SRC08-E01 — NIST Framework Risk Categories¶
Extract¶
NIST AI 600-1 defines "confabulation" as "erroneous or false content in response to prompts" including "outputs that diverge from the prompts or contradict previously generated statements." The framework warns that "confabulated logic or citations that purport to justify or explain the system's answer" may "further mislead humans into inappropriately trusting the system's output." Information integrity is defined as distinguishing "fact from fiction, opinion, and inference" with transparency about "its level of vetting." The framework identifies "confabulation" and "information integrity" as key risk areas but "stops short of prescriptive rules" and does not specifically address sycophancy. No legislation specifically targets the sycophancy problem.
Relevance to Hypotheses¶
| Hypothesis | Relationship | Strength |
|---|---|---|
| H1 | Contradicts — framework does not address sycophancy | Strong |
| H2 | Supports — even the most authoritative US framework does not name sycophancy | Strong |
| H3 | Supports — confabulation is addressed but sycophancy as a distinct risk category is absent | Strong |
Context¶
NIST AI RMF is the primary US government framework for AI risk management.
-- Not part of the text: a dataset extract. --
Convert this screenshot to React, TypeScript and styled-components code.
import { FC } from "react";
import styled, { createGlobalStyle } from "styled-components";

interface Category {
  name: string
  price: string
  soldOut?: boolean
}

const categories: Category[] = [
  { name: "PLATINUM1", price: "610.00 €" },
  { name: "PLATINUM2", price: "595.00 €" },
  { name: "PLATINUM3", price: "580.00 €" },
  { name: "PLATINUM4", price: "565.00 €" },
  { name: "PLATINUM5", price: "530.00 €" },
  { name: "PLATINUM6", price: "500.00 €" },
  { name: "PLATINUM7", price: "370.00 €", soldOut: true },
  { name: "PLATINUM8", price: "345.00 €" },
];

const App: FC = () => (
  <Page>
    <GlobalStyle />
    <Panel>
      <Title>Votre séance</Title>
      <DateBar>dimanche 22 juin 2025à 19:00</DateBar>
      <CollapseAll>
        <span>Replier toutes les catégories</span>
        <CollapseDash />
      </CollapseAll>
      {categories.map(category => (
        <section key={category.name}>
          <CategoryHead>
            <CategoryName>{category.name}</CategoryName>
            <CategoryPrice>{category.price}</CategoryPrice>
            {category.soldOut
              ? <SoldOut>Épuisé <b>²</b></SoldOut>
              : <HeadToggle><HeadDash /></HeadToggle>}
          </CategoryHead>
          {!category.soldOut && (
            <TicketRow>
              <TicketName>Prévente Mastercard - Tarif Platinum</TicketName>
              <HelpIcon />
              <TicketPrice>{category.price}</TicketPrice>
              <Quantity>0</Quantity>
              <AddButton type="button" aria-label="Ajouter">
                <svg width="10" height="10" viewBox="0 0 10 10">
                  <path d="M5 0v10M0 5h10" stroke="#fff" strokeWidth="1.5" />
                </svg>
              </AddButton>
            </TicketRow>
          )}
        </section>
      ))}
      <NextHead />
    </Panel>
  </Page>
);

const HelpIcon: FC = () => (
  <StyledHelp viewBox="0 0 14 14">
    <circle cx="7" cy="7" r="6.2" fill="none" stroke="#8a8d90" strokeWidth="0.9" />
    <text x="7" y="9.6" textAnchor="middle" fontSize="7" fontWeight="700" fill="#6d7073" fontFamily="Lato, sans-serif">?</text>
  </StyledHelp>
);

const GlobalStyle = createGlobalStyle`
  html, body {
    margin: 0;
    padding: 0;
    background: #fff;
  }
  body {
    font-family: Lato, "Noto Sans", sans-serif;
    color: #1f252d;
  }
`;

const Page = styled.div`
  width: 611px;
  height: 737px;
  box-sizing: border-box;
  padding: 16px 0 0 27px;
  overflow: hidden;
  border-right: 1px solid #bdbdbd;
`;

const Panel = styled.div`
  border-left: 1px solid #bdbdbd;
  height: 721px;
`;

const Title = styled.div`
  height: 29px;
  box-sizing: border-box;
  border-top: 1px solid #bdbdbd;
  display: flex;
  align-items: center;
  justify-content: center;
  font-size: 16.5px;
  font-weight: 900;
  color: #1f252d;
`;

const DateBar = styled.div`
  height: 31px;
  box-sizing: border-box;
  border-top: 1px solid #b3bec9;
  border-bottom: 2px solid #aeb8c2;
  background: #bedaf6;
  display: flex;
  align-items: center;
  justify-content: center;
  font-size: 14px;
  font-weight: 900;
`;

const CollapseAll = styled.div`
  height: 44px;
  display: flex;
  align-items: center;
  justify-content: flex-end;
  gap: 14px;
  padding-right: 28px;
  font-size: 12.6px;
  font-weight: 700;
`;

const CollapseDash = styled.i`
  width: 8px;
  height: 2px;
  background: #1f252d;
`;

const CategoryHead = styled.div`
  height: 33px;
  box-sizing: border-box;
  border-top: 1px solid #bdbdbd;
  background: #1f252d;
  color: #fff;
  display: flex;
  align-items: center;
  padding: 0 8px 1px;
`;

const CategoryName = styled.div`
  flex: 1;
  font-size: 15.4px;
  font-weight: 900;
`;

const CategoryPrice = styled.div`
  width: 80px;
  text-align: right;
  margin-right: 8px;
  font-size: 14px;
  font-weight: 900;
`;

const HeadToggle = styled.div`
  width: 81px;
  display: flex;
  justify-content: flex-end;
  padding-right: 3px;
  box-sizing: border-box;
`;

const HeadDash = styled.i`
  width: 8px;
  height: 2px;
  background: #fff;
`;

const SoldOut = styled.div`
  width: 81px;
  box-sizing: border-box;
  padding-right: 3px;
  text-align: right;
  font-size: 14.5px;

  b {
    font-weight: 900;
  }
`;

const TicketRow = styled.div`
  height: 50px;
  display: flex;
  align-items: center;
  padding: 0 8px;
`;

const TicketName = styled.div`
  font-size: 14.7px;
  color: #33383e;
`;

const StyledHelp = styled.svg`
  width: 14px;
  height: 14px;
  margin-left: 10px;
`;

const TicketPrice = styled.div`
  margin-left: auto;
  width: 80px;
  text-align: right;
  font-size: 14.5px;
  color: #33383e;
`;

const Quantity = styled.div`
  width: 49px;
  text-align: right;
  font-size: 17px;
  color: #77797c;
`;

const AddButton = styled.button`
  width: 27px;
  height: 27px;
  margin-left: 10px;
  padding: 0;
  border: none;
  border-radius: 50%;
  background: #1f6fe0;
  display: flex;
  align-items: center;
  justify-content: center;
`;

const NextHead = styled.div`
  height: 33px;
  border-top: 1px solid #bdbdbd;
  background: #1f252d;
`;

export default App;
Its absence of sycophancy as a named risk category is highly significant — it means organizations using NIST as their risk framework have no guidance on sycophancy.
Notes¶
The term "confabulation" covers random fabrication but not the directional bias of sycophancy (fabrication toward what the user expects). NIST's note about confabulated "logic or citations that purport to justify" gets closest to sycophancy but does not make the connection explicit.